The Joint Committee on Vaccination and Immunisation, which advises ministers, is right to say that the decision to immunise under-16s is finely balanced. But it is hard to understand its continued reluctance to recommend what many other high-income countries, such as the US, Israel and others in Europe, are already undertaking. The committee has previously taken a slower course to the same destination: it recently advocated vaccinating all 16 and 17-year-olds, after months of querying the benefits.

True, it is incredibly rare for children to die of Covid-19. The same could be said of seasonal flu. There were 25 Covid deaths among under-18s in England between March 2020 and February 2021. For comparison, 30 people aged 19 or under died of seasonal flu in England and Wales during 2019. Seasonal flu is the subject of a schools-based vaccination programme that recognises children as spreaders — but Covid-19 is not, despite being the most disruptive global health emergency for a century.
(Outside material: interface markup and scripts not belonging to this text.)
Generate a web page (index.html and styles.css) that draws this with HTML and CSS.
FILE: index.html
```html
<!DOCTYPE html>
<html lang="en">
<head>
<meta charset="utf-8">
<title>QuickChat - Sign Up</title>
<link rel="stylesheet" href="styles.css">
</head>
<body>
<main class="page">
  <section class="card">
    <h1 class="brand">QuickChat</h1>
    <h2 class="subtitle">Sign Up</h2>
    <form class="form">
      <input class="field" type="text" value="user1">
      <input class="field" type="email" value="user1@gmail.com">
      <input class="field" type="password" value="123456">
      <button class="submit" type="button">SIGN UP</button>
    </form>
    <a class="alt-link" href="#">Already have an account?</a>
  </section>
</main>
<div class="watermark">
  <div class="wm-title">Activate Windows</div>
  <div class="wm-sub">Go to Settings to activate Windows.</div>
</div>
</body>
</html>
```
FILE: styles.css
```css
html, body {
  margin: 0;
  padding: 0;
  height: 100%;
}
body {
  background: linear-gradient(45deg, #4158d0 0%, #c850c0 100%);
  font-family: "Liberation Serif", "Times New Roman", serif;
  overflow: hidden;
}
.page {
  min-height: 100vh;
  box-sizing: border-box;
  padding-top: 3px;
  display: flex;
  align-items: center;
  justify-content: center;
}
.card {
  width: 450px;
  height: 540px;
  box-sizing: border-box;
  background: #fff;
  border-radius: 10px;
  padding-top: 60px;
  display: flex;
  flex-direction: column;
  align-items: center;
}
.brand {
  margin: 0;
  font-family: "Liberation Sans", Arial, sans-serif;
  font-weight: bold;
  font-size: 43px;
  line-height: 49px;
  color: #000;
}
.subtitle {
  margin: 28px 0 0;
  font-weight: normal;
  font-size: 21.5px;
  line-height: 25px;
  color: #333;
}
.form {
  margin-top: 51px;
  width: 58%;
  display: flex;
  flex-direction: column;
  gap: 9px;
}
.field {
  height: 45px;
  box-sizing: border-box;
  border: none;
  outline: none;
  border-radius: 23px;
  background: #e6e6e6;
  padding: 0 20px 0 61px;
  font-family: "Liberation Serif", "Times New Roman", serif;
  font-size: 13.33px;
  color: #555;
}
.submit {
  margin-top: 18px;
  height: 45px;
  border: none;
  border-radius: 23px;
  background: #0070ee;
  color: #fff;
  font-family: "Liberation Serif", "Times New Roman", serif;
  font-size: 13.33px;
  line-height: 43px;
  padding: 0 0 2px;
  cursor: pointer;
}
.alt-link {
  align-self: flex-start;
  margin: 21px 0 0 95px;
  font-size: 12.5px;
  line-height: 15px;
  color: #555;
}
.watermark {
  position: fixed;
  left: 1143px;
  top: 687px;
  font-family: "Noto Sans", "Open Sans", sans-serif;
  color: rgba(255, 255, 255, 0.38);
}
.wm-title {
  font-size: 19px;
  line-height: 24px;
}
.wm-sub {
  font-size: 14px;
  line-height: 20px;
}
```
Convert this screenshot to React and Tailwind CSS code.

The primary known risks from the mRNA vaccines (BioNTech/Pfizer and Moderna) are myocarditis and pericarditis, two types of heart inflammation, that have been mostly seen in younger male adolescents and adults after the second dose. As of 25 August 2021 the US Centres for Disease Control has confirmed 798 incidents among a total of 369m doses of all vaccines given.

One might expect heart specialists to harbour flutters of doubt but the American College of Cardiology is firmly pro-vaccination for all over-12s, stating that “unvaccinated (adolescents) are at risk of not only myocarditis, but also more serious complications that can lead to hospitalisation and death”.

There may be good reasons why the JCVI demurs. Perhaps it is privy to safety information that experts in other countries have either missed or judged less concerning. Still, it would boost public confidence if it showed its working. Delaying child vaccination is not risk-free, particularly with the super-transmissible Delta variant. Unchecked spread will eventually reach the vulnerable, including those with waning immunity from early vaccination. 

It also feels dissonant to see vaccines now championed as essential for 16-year-olds but too risky for 14- and 15-year-olds, particularly if, as a recent Lancet paper implies, they offer some protection against long Covid as well as hospitalisation and death. 

As Sage adviser Jeremy Farrar argues in our co-authored book Spike: The Virus Vs The People, a decision not to do something is still a decision. The UK’s current strategy is to deny younger adolescents any opportunity to be vaccinated, even with a single dose, while expecting them to return, en masse and unmasked, to poorly ventilated buildings for seven hours a day, five days a week. How transmission will play out is unpredictable but this looks like the officially sanctioned mass infection of schoolchildren with a vaccine-preventable disease.

If Covid-19 does indeed become a disease of the young, conjuring up new variants that put them and others at future risk, it will be a sorry twist of our own making.